Por Luis de la Barreda Solórzano
18 de enero de 2024
El doctor Sergio García
Ramírez fue un hombre asombrosamente renacentista.
Me dejaban estupefacto sus
innumerables frutos académicos: una descomunal cantidad de libros, artículos de
investigación, conferencias en ciudades del país y del extranjero. Lo más
pasmoso no era la ingente cantidad, sino que todos sus textos y sus
exposiciones eran de alta calidad, tanto en el fondo como en la forma. Las
páginas que escribió, además de su riqueza teórica, son de gran elegancia. Esa
misma virtud tenían sus charlas. Todos los públicos disfrutaban, al leerlo o
escucharlo, de un banquete conceptual y estilístico. Nada más alejado de ese
estilo gris y pesado que frecuentan tantos juristas y académicos que cultivan
las denominadas ciencias sociales.
En las conversaciones
privadas se notaba también su impresionante erudición, su cultura literaria y
humanística y, además, se disfrutaba de su fino sentido del humor. Nunca
incurría en la tan antipática pedantería, pero en su plática eran notables sus
conocimientos, su inteligencia, su agudeza y su ingenio. Sabía no sólo de los
temas jurídicos que fueron su especialidad profesional, sino de todos los
concernientes a las artes, las humanidades y la historia, y era capaz de
abordarlos con amenidad sin desdoro de su notable autoridad intelectual.
No trabajaba para vivir,
sino, literalmente, vivía para trabajar: para leer, para preparar sus
disertaciones, para escribir. No había mes que no me enterara de que acababa de
publicar un libro o un artículo, de que estaba anunciado para una conferencia,
y me preguntaba cómo le alcanzaba el tiempo para hacer todo lo que hacía. Sólo
con una vocación poderosa y un amor intenso por el trabajo que se realiza se
puede vivir así.
Porque su asombrosa
fertilidad académica no le era gravosa, lo cual se notaba en que era un hombre
que invariablemente estaba de buen humor y constantemente hacía gala de sentido
del humor. Y en que era extremadamente generoso: nunca escatimaba elogios,
muchas veces exagerados o inmerecidos, no sólo a sus amigos, sino a colegas con
los que no tenía más que una relación laboral o un trato cordial.

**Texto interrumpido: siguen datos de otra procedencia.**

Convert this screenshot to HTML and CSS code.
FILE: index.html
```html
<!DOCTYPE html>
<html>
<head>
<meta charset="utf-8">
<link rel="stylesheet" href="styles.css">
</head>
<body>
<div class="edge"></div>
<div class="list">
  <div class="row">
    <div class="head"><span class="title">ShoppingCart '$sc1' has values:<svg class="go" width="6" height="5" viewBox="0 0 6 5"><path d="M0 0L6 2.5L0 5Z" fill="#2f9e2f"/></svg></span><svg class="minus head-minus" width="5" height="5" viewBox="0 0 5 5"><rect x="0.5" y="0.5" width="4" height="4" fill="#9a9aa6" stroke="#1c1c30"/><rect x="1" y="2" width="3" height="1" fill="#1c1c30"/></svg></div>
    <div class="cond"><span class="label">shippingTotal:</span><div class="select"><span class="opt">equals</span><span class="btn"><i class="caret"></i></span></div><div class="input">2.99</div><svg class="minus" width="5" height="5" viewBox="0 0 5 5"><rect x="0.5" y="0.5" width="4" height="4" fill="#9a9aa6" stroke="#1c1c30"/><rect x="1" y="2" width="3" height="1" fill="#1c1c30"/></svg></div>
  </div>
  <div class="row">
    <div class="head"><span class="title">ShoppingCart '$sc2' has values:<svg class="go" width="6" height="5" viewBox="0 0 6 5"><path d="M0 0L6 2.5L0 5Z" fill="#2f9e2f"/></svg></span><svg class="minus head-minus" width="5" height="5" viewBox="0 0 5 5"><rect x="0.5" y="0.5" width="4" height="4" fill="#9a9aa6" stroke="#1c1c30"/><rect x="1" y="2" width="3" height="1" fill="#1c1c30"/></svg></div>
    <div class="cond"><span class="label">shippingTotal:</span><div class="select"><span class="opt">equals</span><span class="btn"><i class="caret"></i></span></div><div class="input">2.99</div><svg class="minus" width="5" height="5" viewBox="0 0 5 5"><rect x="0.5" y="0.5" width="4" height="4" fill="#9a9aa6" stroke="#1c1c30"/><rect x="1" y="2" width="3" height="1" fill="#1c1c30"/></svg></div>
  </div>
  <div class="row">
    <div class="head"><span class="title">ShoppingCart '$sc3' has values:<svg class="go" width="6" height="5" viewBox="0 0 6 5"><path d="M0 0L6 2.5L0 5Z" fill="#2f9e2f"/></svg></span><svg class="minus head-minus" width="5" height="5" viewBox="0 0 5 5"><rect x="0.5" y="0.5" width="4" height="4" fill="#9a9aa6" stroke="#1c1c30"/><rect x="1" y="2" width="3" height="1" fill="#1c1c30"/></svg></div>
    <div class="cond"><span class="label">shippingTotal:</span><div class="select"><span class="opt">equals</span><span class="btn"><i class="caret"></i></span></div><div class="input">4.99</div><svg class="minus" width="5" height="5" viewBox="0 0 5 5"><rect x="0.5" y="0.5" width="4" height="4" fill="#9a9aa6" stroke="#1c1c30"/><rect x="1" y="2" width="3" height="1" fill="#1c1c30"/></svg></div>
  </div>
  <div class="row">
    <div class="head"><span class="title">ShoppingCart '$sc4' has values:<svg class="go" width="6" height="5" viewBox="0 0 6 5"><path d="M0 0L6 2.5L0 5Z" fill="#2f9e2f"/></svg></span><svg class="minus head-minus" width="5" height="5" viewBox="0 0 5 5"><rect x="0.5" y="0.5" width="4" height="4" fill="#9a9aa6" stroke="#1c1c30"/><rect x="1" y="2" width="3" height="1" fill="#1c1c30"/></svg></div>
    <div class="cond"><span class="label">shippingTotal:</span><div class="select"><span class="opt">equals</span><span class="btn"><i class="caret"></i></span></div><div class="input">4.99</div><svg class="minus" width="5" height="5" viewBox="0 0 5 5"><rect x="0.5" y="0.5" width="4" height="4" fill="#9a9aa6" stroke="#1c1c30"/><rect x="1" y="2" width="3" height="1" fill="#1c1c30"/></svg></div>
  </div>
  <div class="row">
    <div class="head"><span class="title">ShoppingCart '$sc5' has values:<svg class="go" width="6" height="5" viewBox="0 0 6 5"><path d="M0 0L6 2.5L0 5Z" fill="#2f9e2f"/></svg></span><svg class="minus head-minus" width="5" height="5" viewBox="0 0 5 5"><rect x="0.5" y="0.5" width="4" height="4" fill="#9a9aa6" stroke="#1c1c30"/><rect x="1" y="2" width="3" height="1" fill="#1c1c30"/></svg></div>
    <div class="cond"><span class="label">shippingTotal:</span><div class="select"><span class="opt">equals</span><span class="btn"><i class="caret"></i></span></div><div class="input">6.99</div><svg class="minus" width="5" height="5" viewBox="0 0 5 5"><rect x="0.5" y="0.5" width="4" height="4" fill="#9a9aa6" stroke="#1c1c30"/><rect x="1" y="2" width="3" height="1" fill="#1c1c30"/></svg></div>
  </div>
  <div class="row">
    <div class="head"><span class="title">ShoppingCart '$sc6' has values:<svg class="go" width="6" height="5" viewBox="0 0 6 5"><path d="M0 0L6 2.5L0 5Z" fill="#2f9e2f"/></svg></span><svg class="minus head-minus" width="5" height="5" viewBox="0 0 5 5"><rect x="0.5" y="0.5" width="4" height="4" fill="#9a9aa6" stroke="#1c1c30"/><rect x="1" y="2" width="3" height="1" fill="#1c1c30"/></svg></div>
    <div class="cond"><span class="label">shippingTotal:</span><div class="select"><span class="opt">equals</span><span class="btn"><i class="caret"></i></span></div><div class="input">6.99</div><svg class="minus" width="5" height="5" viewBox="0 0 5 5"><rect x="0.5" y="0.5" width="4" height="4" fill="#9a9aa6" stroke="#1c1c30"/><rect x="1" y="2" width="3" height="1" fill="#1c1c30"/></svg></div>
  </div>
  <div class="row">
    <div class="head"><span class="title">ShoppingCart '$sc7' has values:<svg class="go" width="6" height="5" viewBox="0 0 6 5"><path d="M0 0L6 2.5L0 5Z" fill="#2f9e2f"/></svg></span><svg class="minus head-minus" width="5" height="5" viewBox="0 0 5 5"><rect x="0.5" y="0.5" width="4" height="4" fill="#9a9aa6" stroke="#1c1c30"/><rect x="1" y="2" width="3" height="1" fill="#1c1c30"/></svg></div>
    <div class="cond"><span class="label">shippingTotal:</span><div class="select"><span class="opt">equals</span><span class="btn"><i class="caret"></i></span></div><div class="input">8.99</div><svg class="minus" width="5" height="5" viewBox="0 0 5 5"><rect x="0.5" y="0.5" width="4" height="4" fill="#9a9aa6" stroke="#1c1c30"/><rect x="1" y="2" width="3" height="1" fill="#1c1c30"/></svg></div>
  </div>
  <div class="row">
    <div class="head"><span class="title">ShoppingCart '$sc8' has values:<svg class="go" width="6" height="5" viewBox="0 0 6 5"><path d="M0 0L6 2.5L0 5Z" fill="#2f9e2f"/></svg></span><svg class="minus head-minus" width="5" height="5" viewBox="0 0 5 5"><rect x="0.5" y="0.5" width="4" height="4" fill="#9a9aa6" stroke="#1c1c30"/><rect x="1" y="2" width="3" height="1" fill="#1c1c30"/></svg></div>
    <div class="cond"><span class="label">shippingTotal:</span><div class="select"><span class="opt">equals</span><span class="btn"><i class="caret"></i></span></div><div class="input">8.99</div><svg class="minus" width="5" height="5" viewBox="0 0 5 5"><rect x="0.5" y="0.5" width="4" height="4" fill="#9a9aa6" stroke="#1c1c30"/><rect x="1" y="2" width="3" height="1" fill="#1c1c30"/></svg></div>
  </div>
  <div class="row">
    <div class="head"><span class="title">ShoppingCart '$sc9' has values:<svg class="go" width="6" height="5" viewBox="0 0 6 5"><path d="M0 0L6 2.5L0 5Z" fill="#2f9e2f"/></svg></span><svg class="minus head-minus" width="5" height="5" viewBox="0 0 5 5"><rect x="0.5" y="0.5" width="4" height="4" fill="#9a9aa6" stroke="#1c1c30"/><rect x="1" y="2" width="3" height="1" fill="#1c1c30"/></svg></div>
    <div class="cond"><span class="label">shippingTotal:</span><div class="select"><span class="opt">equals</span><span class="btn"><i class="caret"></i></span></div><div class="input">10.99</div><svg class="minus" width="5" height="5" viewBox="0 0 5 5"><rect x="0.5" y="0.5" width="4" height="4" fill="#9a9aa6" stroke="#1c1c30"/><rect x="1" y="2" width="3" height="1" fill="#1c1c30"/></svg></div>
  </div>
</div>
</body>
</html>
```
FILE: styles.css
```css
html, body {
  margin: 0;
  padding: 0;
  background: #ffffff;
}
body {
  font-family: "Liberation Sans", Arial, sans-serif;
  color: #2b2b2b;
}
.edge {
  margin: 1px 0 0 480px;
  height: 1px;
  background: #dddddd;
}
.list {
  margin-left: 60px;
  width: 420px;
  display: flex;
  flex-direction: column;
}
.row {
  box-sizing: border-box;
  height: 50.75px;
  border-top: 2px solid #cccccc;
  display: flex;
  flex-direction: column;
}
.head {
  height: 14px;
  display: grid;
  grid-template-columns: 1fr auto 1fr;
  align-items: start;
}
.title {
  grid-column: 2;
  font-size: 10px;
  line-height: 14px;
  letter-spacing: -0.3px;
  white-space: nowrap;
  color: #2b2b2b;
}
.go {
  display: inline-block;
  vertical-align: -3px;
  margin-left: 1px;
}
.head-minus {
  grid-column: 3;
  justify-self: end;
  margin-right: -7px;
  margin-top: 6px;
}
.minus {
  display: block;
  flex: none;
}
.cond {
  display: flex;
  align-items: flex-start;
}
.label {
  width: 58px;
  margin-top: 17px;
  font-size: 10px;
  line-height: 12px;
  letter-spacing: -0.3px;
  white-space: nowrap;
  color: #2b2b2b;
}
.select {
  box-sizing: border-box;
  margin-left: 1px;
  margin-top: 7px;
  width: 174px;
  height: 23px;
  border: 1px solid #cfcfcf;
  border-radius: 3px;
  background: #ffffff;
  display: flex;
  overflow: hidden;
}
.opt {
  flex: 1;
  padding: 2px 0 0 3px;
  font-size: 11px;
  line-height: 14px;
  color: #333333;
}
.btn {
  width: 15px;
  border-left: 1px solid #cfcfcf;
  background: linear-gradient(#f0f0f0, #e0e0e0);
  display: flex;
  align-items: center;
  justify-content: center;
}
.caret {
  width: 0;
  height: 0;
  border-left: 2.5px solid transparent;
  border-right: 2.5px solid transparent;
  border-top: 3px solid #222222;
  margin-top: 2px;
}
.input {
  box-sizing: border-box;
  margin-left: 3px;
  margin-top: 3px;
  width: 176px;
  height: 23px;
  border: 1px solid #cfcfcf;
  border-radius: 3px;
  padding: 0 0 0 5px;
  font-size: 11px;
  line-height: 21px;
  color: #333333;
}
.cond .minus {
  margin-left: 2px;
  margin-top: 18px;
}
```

De los múltiples cargos en que empeñó su talento
y sus afanes, quiero recordar hoy el de juez de la Corte Interamericana de
Derechos Humanos, la cual llegó a presidir, en la que hizo brillantes
aportaciones en la lucha de ese tribunal contra los abusos de poder de los
gobiernos de la región. Tanto sus ponencias como sus votos particulares y sus
alocuciones en las sesiones de la Corte muestran a un jurista excepcional, a un
razonador riguroso y creativo, a un abogado defensor firme de los derechos
fundamentales.
Ninguno de nuestros medios de comunicación ha
resaltado con la importancia que merece la tarea desempeñada por don Sergio en
esa Corte ni la distinción que para nuestro país supone que la haya presidido y
que haya conquistado la admiración de sus compañeros jueces y de los círculos
en que se estudian, se investigan o se defienden los derechos humanos.
Quiero también rememorar
sus combativos artículos contra el autoritarismo de nuestro gobierno federal
publicados en El Universal y en Siempre, argumentados sólidamente y enarbolando
en ellos la causa de la democracia y los derechos humanos.
Sergio García Ramírez fue un hombre
extraordinario hasta en el paso final. Dejó por escrito peculiares indicaciones
a su mujer respecto de la suerte de sus restos y la tramitación que desencadena
el fallecimiento, a las que denominó “pliego de anticipaciones”. Pidió que no
se avisara a nadie de su muerte; que no se publicara en diario alguno una de
esas gacetillas, de diverso precio y tamaño, que difunden la noticia de que
alguien ha fallecido y proclaman las condolencias de quien las patrocina; que
no se le velara en una de esas “lujosillas funerarias comerciales”, pues él era
derechohabiente del servicio funerario público; que no se pusiera a la puerta
de la capilla un cuaderno a la manera de carnet de baile donde los dolientes
hacen constar su dolor profundo; que, una vez realizada la cremación, sus
cenizas fueran hechas volar donde se pudiera, discretamente, y se guardara con
celo la identidad del aire que se las llevase. “No quiero inferir molestias a
mis allegados —explicó sucintamente don Sergio—, si los tuviere”.